From the first line of the data below through the line holding "import React from 'react';", output each line exactly and leave the pictures out.

━━ Source excerpt

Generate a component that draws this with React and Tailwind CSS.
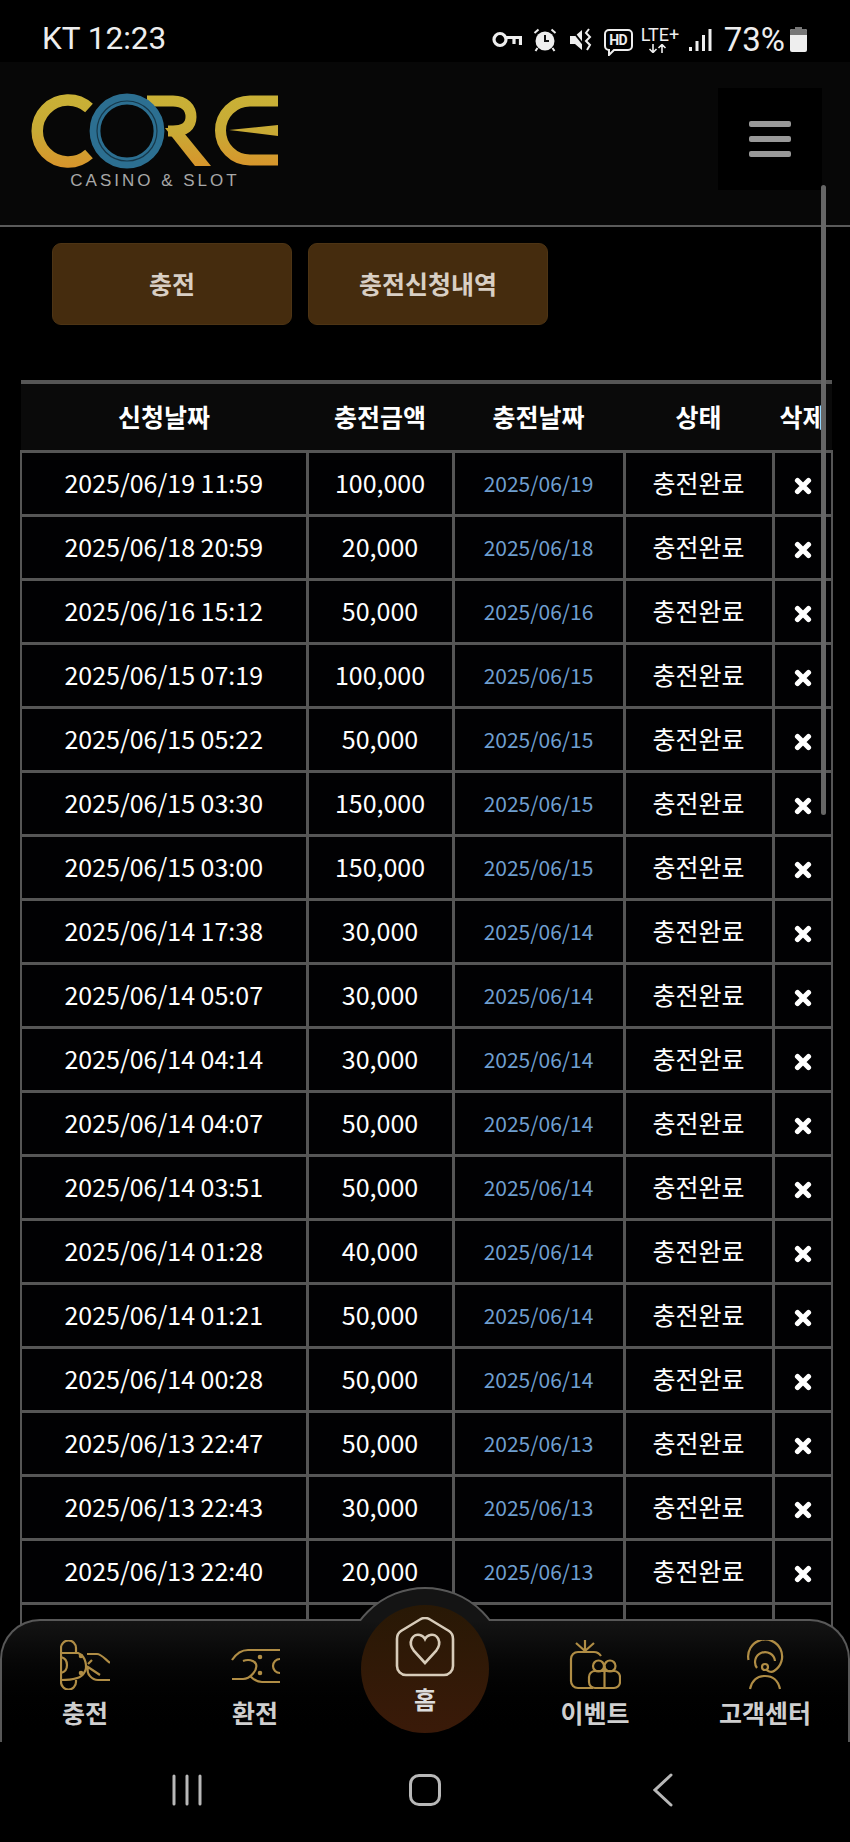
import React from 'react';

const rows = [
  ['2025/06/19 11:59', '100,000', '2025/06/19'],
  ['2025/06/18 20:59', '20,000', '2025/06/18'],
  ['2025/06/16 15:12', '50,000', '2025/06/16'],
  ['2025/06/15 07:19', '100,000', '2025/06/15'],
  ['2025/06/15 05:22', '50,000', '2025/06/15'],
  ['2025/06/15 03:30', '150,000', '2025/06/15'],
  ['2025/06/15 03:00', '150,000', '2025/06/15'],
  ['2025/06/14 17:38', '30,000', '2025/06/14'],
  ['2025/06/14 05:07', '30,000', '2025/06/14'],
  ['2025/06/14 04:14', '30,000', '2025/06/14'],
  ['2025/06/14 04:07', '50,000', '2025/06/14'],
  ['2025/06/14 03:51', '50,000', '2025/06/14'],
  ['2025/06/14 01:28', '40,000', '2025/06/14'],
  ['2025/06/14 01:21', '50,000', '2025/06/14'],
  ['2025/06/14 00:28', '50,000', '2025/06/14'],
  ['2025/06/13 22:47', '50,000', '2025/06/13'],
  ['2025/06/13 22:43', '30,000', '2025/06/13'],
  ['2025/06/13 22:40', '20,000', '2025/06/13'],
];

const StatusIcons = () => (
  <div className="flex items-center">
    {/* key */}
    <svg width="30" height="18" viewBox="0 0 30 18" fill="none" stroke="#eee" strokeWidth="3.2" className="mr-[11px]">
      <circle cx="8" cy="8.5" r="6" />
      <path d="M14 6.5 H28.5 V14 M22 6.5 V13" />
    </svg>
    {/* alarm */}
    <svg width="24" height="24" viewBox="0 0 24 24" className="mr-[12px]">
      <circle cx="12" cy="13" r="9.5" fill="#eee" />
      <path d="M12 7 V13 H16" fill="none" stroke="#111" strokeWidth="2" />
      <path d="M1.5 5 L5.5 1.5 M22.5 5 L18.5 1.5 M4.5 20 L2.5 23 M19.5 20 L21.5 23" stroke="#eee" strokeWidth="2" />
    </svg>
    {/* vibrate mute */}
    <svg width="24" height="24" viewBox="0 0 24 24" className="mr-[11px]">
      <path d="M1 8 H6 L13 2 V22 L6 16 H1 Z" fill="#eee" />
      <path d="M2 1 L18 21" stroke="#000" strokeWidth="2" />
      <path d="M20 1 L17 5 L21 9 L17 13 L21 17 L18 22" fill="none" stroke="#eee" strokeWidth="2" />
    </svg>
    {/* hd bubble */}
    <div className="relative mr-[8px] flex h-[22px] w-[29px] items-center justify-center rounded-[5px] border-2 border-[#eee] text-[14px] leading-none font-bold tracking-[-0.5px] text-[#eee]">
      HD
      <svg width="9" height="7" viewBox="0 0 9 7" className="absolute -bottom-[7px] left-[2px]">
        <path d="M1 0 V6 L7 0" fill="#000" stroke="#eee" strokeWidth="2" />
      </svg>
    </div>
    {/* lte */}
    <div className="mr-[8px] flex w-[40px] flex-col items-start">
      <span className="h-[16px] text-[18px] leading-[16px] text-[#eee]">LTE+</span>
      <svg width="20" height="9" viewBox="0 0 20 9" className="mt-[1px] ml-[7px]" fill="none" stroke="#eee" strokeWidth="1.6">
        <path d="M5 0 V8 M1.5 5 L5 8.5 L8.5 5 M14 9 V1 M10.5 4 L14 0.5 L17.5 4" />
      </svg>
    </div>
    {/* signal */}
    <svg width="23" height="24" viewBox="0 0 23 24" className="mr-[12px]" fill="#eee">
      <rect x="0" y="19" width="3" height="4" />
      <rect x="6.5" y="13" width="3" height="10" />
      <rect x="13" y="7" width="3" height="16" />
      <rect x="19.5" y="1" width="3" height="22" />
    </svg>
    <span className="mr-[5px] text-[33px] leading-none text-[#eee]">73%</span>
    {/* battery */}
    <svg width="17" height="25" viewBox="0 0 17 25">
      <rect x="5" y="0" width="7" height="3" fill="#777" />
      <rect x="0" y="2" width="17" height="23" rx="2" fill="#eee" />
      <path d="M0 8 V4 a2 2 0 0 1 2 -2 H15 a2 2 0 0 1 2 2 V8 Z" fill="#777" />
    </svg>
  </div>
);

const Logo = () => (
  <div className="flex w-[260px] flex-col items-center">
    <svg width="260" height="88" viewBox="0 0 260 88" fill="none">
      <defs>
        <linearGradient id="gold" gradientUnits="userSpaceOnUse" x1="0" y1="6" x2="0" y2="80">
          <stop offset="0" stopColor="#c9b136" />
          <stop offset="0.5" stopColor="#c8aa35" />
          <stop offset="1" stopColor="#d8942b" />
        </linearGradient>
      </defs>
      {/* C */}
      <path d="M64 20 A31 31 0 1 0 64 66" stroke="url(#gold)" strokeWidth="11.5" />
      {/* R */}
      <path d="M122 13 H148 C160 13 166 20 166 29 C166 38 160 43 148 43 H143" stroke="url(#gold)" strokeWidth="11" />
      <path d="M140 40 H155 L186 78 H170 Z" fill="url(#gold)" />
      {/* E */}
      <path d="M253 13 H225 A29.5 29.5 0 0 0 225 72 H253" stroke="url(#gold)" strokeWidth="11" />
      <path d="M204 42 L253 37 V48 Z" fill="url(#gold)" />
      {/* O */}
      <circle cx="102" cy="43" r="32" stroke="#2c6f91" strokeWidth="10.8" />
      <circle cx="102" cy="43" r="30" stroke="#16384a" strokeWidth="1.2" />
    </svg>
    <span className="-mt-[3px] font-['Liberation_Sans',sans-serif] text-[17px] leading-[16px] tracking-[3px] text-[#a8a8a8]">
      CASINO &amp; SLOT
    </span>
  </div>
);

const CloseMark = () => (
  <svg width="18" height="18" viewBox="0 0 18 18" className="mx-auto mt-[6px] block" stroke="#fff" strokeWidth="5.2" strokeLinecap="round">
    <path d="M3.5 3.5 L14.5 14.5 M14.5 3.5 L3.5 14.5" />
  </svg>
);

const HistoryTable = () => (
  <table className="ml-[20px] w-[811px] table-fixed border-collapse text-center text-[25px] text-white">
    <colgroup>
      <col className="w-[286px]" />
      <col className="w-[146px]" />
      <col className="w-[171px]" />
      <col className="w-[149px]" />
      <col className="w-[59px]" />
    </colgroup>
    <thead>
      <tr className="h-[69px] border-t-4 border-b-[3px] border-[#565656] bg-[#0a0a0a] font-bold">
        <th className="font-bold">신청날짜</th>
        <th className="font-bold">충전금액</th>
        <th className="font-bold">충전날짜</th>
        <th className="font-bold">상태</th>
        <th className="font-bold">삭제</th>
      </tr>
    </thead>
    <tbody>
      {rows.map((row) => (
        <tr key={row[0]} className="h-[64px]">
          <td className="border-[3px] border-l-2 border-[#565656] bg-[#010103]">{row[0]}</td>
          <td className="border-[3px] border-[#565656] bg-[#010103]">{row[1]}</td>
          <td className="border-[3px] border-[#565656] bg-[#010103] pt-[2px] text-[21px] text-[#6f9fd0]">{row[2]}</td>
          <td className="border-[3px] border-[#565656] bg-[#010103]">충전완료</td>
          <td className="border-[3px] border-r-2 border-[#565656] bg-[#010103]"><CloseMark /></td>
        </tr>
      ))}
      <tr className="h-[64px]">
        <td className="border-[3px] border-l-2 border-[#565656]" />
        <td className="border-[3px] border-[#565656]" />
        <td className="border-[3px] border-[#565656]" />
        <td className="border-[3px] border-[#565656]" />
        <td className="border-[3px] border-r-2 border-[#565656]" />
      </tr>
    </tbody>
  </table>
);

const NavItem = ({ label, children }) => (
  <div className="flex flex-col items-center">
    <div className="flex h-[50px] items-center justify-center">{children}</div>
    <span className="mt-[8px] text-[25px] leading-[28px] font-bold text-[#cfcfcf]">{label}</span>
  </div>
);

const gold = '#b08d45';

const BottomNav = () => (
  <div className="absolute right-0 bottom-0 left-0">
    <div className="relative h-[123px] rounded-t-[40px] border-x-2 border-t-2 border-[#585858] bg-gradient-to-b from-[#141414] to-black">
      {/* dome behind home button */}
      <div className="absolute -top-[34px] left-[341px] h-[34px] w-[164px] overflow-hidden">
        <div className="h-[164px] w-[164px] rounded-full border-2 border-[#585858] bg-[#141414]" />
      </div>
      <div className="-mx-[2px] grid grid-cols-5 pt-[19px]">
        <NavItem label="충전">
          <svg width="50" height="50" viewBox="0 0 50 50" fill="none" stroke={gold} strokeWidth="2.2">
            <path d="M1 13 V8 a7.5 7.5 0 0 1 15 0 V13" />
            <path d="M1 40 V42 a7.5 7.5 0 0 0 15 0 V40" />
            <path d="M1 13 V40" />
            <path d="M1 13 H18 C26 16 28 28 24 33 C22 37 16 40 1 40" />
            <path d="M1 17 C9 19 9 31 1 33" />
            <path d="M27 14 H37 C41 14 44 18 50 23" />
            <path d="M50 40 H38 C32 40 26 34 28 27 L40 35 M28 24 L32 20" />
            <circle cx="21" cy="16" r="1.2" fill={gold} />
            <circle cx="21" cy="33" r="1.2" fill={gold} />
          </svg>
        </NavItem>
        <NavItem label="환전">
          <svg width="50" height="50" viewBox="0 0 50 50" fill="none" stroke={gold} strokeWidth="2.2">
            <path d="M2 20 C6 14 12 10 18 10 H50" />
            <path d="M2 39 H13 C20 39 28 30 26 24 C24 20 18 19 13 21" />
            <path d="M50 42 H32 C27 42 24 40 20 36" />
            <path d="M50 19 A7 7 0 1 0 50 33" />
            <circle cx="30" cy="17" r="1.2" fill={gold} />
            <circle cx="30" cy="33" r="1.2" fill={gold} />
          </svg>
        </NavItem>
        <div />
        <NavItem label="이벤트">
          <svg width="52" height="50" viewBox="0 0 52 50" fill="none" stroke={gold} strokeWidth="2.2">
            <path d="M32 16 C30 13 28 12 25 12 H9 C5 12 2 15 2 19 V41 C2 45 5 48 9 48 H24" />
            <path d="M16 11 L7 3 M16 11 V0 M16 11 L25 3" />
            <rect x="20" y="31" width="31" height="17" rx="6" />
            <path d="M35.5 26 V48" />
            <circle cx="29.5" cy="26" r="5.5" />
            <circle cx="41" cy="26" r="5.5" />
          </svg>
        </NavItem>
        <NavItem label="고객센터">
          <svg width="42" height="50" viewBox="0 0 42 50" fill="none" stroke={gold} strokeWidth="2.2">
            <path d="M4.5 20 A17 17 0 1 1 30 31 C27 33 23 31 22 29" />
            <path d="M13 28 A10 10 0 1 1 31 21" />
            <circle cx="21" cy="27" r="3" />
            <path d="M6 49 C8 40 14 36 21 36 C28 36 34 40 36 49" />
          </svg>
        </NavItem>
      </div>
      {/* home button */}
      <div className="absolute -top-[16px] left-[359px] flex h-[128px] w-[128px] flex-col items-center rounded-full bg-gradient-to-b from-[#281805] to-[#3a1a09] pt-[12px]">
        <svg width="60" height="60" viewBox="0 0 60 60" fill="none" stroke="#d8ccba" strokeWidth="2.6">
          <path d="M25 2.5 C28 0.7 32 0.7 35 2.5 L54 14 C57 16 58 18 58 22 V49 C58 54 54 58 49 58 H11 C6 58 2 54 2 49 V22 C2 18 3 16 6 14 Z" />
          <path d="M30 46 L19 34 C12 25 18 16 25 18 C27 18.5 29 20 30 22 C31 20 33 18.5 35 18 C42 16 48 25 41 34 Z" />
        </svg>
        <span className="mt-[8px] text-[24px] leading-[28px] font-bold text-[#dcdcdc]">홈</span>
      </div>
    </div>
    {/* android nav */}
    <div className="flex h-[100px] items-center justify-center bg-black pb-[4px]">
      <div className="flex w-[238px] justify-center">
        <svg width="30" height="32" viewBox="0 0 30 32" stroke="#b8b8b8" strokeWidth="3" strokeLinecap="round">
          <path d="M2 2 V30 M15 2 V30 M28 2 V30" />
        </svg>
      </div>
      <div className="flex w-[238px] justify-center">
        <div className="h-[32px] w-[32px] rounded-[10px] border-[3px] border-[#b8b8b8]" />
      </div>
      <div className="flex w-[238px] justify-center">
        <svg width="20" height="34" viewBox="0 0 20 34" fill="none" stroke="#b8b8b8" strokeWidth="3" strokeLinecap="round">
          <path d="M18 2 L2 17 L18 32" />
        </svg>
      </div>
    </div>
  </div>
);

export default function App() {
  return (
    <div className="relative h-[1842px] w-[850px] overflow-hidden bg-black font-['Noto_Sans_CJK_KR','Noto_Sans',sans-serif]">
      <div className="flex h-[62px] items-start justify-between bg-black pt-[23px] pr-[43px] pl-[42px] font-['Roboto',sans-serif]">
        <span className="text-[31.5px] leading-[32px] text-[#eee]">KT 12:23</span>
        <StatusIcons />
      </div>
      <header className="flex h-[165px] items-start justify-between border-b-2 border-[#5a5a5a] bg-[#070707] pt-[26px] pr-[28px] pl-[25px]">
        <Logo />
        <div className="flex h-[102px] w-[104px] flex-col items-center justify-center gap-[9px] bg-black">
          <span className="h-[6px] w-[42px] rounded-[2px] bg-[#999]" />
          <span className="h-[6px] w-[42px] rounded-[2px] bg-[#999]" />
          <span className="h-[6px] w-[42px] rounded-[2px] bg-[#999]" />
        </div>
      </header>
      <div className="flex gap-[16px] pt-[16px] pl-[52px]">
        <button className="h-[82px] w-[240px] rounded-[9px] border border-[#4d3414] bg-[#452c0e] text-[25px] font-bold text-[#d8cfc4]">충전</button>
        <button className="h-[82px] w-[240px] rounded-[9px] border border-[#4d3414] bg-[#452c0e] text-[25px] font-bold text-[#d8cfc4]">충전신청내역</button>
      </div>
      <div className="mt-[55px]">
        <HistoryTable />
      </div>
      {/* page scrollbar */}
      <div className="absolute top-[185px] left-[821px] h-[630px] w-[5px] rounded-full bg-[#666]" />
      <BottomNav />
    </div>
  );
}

━━━━

**Answer to the exercise**.
Generate a component that draws this with React and Tailwind CSS.
import React from 'react';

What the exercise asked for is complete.